O impedimento judicial da aplicação destes percentuais fez com que o governo enviasse agora um novo projeto de lei para a Assembleia Legislativa propondo a criação de uma alíquota de contribuição previdenciária única de 13,5%, que deverá incidir sobre o total dos vencimentos de todos os servidores públicos do RS. A imposição desta nova alíquota não eliminará o déficit previdenciário no estado, mas minorará seus efeitos, aliviando, em parte, os cofres públicos. Mais uma vez, no entanto, a prevalecer a decisão judicial e a se implantar a legislação ora proposta, a conta será paga pelas parcelas mais fracas e de menores rendimentos dos servidores públicos estaduais. Ainda que a parcela a ser recolhida seja a mesma para todos os servidores, independente do valor de seus vencimentos, o impacto do desconto será tanto maior quanto menor for o salário recebido pelo servidor. Não foi por outro motivo que o Conselho de Desenvolvimento Econômico e Social do Rio Grande do Sul (CDESRS), reunido nesta segunda feira (23), sugeriu ao governador que encabece um debate nacional pela mudança da Constituição Federal, visando permitir o critério da progressividade.

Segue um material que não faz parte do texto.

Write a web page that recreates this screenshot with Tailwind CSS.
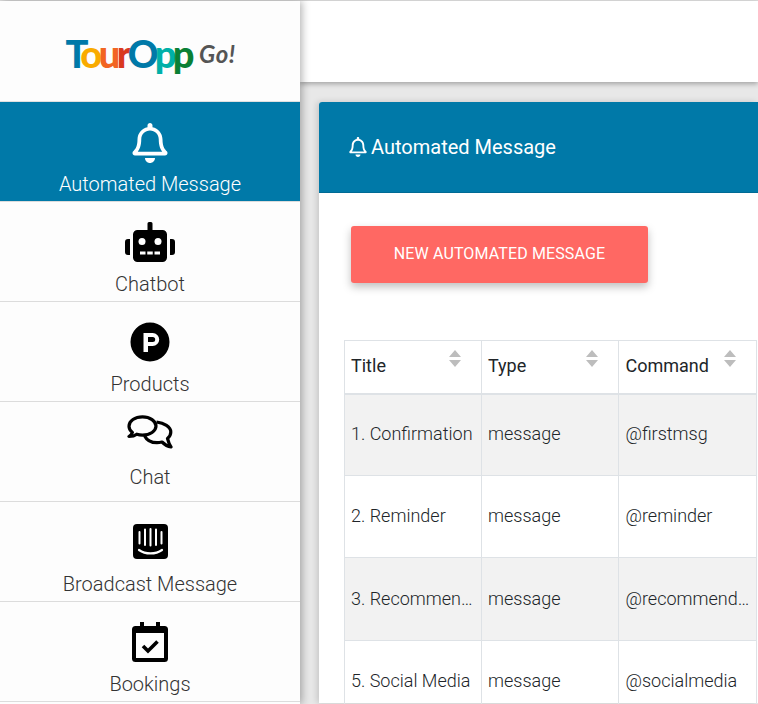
<!DOCTYPE html>
<html lang="en">

<head>
    <meta charset="UTF-8" />
    <meta name="viewport" content="width=device-width, initial-scale=1.0" />
    <title>Automated Message</title>
    <script src="https://cdn.jsdelivr.net/npm/@tailwindcss/browser@4"></script>
</head>

<body class="h-[704px] overflow-hidden bg-[#e8e8e8] font-['Roboto',sans-serif] text-[#212529]">
<div class="flex h-[704px] border-t border-[#dedede]">

    <!-- Sidebar -->
    <aside class="relative z-20 w-[300px] shrink-0 bg-[#fdfdfd] shadow-[2px_0_8px_rgba(0,0,0,0.3)] text-center text-[20px] font-light leading-[22px] text-[#333]">
        <div class="flex h-[101px] items-center justify-center border-b border-[#e0e0e0] pt-[3px] pl-[1px]">
            <span class="font-['Lato',sans-serif] text-[38px] font-black leading-none tracking-[-3.5px]"><span class="text-[#0079a8]">T</span><span class="text-[#f9ab00]">o</span><span class="text-[#f26522]">u</span><span class="text-[#d9391f]">r</span><span class="text-[#0079a8]">O</span><span class="text-[#00b0a8]">p</span><span class="text-[#0a8035]">p</span></span>
            <span class="ml-[8px] mt-[3px] font-['Lato',sans-serif] text-[24px] font-bold italic leading-none tracking-[0.5px] text-[#555]">Go!</span>
        </div>

        <a class="block h-[100px] border-b border-[#dcdcdc] bg-[#0079a8] pt-[21px] text-white">
            <svg class="mx-auto block h-[40px] w-[36px]" viewBox="0 0 448 512" fill="currentColor"><path d="M224 512c35.32 0 63.97-28.65 63.97-64H160.03c0 35.35 28.65 64 63.97 64zm215.39-149.71c-19.32-20.76-55.47-51.99-55.47-154.29 0-77.7-54.48-139.9-127.94-155.16V32c0-17.67-14.32-32-31.98-32s-31.98 14.33-31.98 32v20.84C118.56 68.1 64.08 130.3 64.08 208c0 102.3-36.15 133.53-55.47 154.29-6 6.45-8.66 14.16-8.61 21.71.11 16.4 12.98 32 32.1 32h383.8c19.12 0 32-15.6 32.1-32 .05-7.55-2.61-15.27-8.61-21.71zM67.53 368c21.22-27.97 44.42-74.33 44.53-159.42 0-.2-.06-.38-.06-.58 0-61.86 50.14-112 112-112s112 50.14 112 112c0 .2-.06.38-.06.58.11 85.1 23.31 131.46 44.53 159.42H67.53z"/></svg>
            <div class="mt-[10px]">Automated Message</div>
        </a>

        <a class="block h-[100px] border-b border-[#dcdcdc] pt-[20px]">
            <svg class="mx-auto block h-[40px] w-[50px]" viewBox="0 0 50 40"><path fill="#000" d="M24 0h2a1.5 1.5 0 0 1 1.5 1.5V8h-5V1.500A1.500 1.500 0 0 1 24 0zM12.500 8h25a4.500 4.500 0 0 1 4.500 4.500v23a4.500 4.500 0 0 1-4.500 4.500h-25A4.500 4.500 0 0 1 8 35.500v-23A4.500 4.500 0 0 1 12.500 8zM0 20a3 3 0 0 1 3-3h2v16H3a3 3 0 0 1-3-3zM45 17h2a3 3 0 0 1 3 3v10a3 3 0 0 1-3 3h-2z"/><circle cx="17" cy="19.500" r="3.500" fill="#fff"/><circle cx="33" cy="19.500" r="3.500" fill="#fff"/><path fill="#fff" d="M15 29.500h5.500v3H15zM22.250 29.500h5.500v3h-5.500zM29.500 29.500H35v3h-5.500z"/></svg>
            <div class="mt-[11px]">Chatbot</div>
        </a>

        <a class="block h-[100px] border-b border-[#dcdcdc] pt-[20px]">
            <svg class="mx-auto block h-[40px] w-[40px]" viewBox="0 0 40 40"><path fill="#000" fill-rule="evenodd" d="M20 .5a19.500 19.500 0 1 0 0 39 19.500 19.500 0 0 0 0-39zM13.500 11h9.200a6.500 6.500 0 0 1 0 13H18v6h-4.500zM18 15v5h4.700a2.500 2.500 0 0 0 0-5z"/></svg>
            <div class="mt-[11px]">Products</div>
        </a>

        <a class="block h-[100px] border-b border-[#dcdcdc] pt-[13px]">
            <svg class="mx-auto block h-[34px] w-[46px]" viewBox="0 0 46 34" fill="none" stroke="#000" stroke-width="3.200" stroke-linejoin="round"><path fill="#fdfdfd" d="M15.500 1.800C8 1.800 2 5.800 2 11.200c0 2.500 1.300 4.600 3.400 6.300-.6 1.500-1.700 2.900-3.400 4 3.200 0 6-.9 7.800-2.300 1.800.6 3.700.9 5.700.9 7.500 0 13.500-4 13.500-9s-6-9.300-13.500-9.300z"/><path d="M29.500 7C37 8 43.800 11.500 43.800 17c0 2.700-1.300 4.900-3.300 6.500.5 2 1.700 6 3.500 8.500-3.500-.5-7-3-9-5-2 .5-3 .7-5 .7-5.500 0-10-2-12.500-7"/></svg>
            <div class="mt-[17px]">Chat</div>
        </a>

        <a class="block h-[100px] border-b border-[#dcdcdc] pt-[22px]">
            <svg class="mx-auto block h-[35px] w-[35px]" viewBox="0 0 35 35"><rect width="35" height="35" rx="4" fill="#000"/><path d="M6.500 8v11.500M12 5.500V21M17.500 5v16.500M23 5.500V21M28.500 8v11.500" stroke="#fff" stroke-width="2" stroke-linecap="round" fill="none"/><path d="M6 26c6.500 4.600 16.500 4.600 23 0" stroke="#fff" stroke-width="2.200" stroke-linecap="round" fill="none"/></svg>
            <div class="mt-[14px]">Broadcast Message</div>
        </a>

        <a class="block h-[100px] border-b border-[#dcdcdc] pt-[20px]">
            <svg class="mx-auto block h-[40px] w-[36px]" viewBox="0 0 36 40"><path fill="#000" fill-rule="evenodd" d="M8 0h4v4h12V0h4v4h4.500A3.500 3.500 0 0 1 36 7.500v29a3.500 3.500 0 0 1-3.500 3.500h-29A3.500 3.500 0 0 1 0 36.500v-29A3.500 3.500 0 0 1 3.500 4H8zM4 11v25h28V11z"/><path d="M11 24l5 5 9.500-9.500" fill="none" stroke="#000" stroke-width="3.600"/></svg>
            <div class="mt-[11px]">Bookings</div>
        </a>
    </aside>

    <!-- Main -->
    <main class="min-w-0 flex-1">
        <div class="relative z-10 h-[81px] bg-white shadow-[0_2px_5px_rgba(0,0,0,0.3)]"></div>

        <section class="ml-[19px] mt-[20px] h-[601px] rounded-tl-[3px] bg-white shadow-[-2px_0_6px_rgba(0,0,0,0.15)]">
            <div class="flex h-[91px] items-center gap-[4px] rounded-tl-[3px] border-b border-[#006a94] bg-[#0079a8] pl-[30px] text-[20px] leading-none text-white">
                <svg class="h-[20px] w-[18px]" viewBox="0 0 448 512" fill="currentColor"><path d="M224 512c35.32 0 63.97-28.65 63.97-64H160.03c0 35.35 28.65 64 63.97 64zm215.39-149.71c-19.32-20.76-55.47-51.99-55.47-154.29 0-77.7-54.48-139.9-127.94-155.16V32c0-17.67-14.32-32-31.98-32s-31.98 14.33-31.98 32v20.84C118.56 68.1 64.08 130.3 64.08 208c0 102.3-36.15 133.53-55.47 154.29-6 6.45-8.66 14.16-8.61 21.71.11 16.4 12.98 32 32.1 32h383.8c19.12 0 32-15.6 32.1-32 .05-7.55-2.61-15.27-8.61-21.71zM67.53 368c21.22-27.97 44.42-74.33 44.53-159.42 0-.2-.06-.38-.06-.58 0-61.86 50.14-112 112-112s112 50.14 112 112c0 .2-.06.38-.06.58.11 85.1 23.31 131.46 44.53 159.42H67.53z"/></svg>
                <span>Automated Message</span>
            </div>

            <div class="pl-[25px]">
                <button class="ml-[7px] mt-[33px] block h-[57px] w-[297px] rounded-[3px] bg-[#ff6863] pb-[1px] text-center text-[16px] tracking-[0.13px] text-white shadow-[0_4px_8px_rgba(0,0,0,0.25)]">NEW AUTOMATED MESSAGE</button>

                <table class="mt-[57px] w-[413px] table-fixed border-collapse text-[18px] font-light">
                    <colgroup><col class="w-[137px]" /><col class="w-[137px]" /><col class="w-[138px]" /></colgroup>
                    <thead>
                        <tr class="h-[53px] border-b-2 border-[#dee2e6]">
                            <th class="relative border border-b-2 border-[#dee2e6] pb-[2px] pl-[6px] text-left font-normal">Title
                                <svg class="absolute right-[20px] top-[9px] h-[17px] w-[12px]" viewBox="0 0 12 17" fill="#bdbdbd"><path d="M6 0l6 7H0zM0 10h12l-6 7z"/></svg>
                            </th>
                            <th class="relative border border-b-2 border-[#dee2e6] pb-[2px] pl-[6px] text-left font-normal">Type
                                <svg class="absolute right-[20px] top-[9px] h-[17px] w-[12px]" viewBox="0 0 12 17" fill="#bdbdbd"><path d="M6 0l6 7H0zM0 10h12l-6 7z"/></svg>
                            </th>
                            <th class="relative border border-b-2 border-[#dee2e6] pb-[2px] pl-[6.5px] text-left font-normal">Command
                                <svg class="absolute right-[20px] top-[9px] h-[17px] w-[12px]" viewBox="0 0 12 17" fill="#bdbdbd"><path d="M6 0l6 7H0zM0 10h12l-6 7z"/></svg>
                            </th>
                        </tr>
                    </thead>
                    <tbody>
                        <tr class="h-[82px] bg-[#f2f2f2]">
                            <td class="truncate border border-[#dee2e6] pb-[2px] pl-[6px]">1. Confirmation</td>
                            <td class="truncate border border-[#dee2e6] pb-[2px] pl-[6px]">message</td>
                            <td class="truncate border border-[#dee2e6] pb-[2px] pl-[6.5px]">@firstmsg</td>
                        </tr>
                        <tr class="h-[82px]">
                            <td class="truncate border border-[#dee2e6] pb-[2px] pl-[6px]">2. Reminder</td>
                            <td class="truncate border border-[#dee2e6] pb-[2px] pl-[6px]">message</td>
                            <td class="truncate border border-[#dee2e6] pb-[2px] pl-[6.5px]">@reminder</td>
                        </tr>
                        <tr class="h-[83px] bg-[#f2f2f2]">
                            <td class="truncate border border-[#dee2e6] pb-[2px] pl-[6px] pr-[6px]">3. Recommendation</td>
                            <td class="truncate border border-[#dee2e6] pb-[2px] pl-[6px]">message</td>
                            <td class="truncate border border-[#dee2e6] pb-[2px] pl-[6.5px] pr-[6px]">@recommendation</td>
                        </tr>
                        <tr class="h-[82px]">
                            <td class="truncate border border-[#dee2e6] pb-[2px] pl-[6px]">5. Social Media</td>
                            <td class="truncate border border-[#dee2e6] pb-[2px] pl-[6px]">message</td>
                            <td class="truncate border border-[#dee2e6] pb-[2px] pl-[6.5px]">@socialmedia</td>
                        </tr>
                    </tbody>
                </table>
            </div>
        </section>
    </main>
</div>
</body>

</html>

Independente do que o tenha gerado e das (i)responsabilidades dos governos, o déficit previdenciário existe e precisa ser sanado, tanto no Rio Grande do Sul quanto na maioria dos estados do país e também no âmbito federal. Diante disto, o melhor que se pode fazer é dividir os ônus e os sacrifícios do modo mais equilibrado e equânime possível. Ou seja, os que ganham mais devem recolher parcelas nominalmente e percentualmente maiores de seus salários e os que ganham menos devem pagar recolher parcelas menores, tanto em termos nominais quanto em termos percentuais. Além disto, será preciso que as dívidas históricas contraídas com a previdência sejam quitadas e que seja modificado o modo de repartição das vantagens e benefícios salariais entre o conjunto dos servidores. Não é justo, por exemplo, que se continue concedendo reajustes salariais mais elevados para as categoriais de servidores melhor pagas e com maior poder de pressão e menos elevados para os servidores pior remunerados e com menor poder de pressão.